8. Sur les anciennes cartes topographiques, en haut à droite, vous retrouvez une fleur de lys indiquant le nord. C’est la raison pour laquelle, Baden-Powel lorsqu’il a créé le scoutisme l’a pris comme emblème. Une fleur qui nous donne le Nord, qui nous aide à nous orienter. 

D’ailleurs, c’est ce que fait Jésus. Quand nous sommes tenaillés par nos soucis et que nous ne savons plus où donner de la tête, retrouvons notre orientation en observant les lys. 

Il y a en nous une beauté cachée qui demande à se révéler. La raison d’être du temps qui nous est donné est de permettre à cette beauté cachée de s’épanouir, d’embellir par son élégance le monde où elle se trouve et d’égayer aussi ce monde par son parfum. (offrir un lys à chacun) 

C’est pourquoi je vous offre aujourd’hui cette fleur. Si à votre réveil, vous éprouvez de l’anxiété, prenez le temps d’observer comment s’épanouit un lys. Apprenez de lui à compter sur des ressources qui viennent de plus loin que vous-mêmes pour que le temps permette de révéler votre beauté cachée. 

9. Nous ne vaincrons pas les soucis en nous investissant à fond dans l’action.

Nous n’apaiserons pas cette anxiété qui nous tenaille en étant obnubilé par elle. En essayant de manière volontariste, à la force de notre poignet de nous convaincre : je ne suis pas anxieux, je ne suis pas anxieux. Non, le seul moyen de dépasser notre souci, c’est de contempler de la beauté. De nous ouvrir à ce qu’il y a de beau autour de nous.
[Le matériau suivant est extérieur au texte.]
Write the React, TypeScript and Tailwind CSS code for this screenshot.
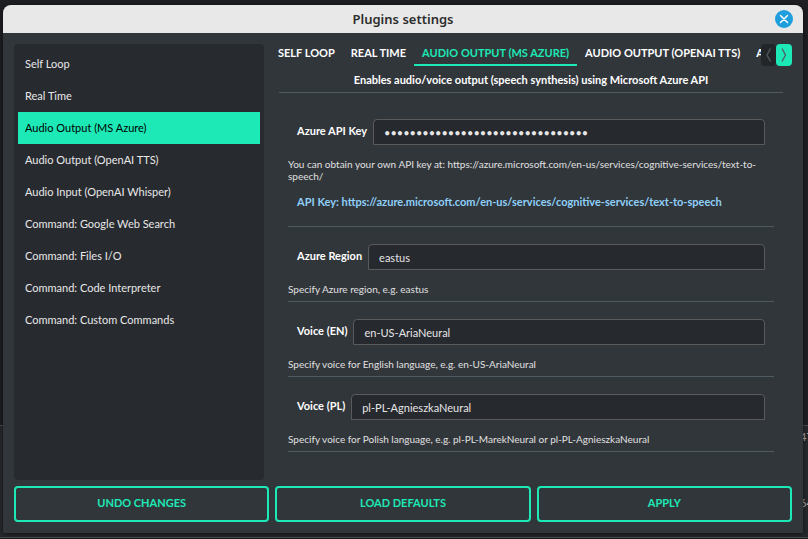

D’observer comment poussent cette beauté et cette élégance. 

Et ce faisant, de comprendre que de plus loin que nous-même, de Dieu, nous recevons toutes les ressources pour que cette beauté puisse éclore et s’épanouir en nous. Et cela pour notre plus grand bonheur, pour celui également de notre prochain et pour la plus grande gloire de Dieu.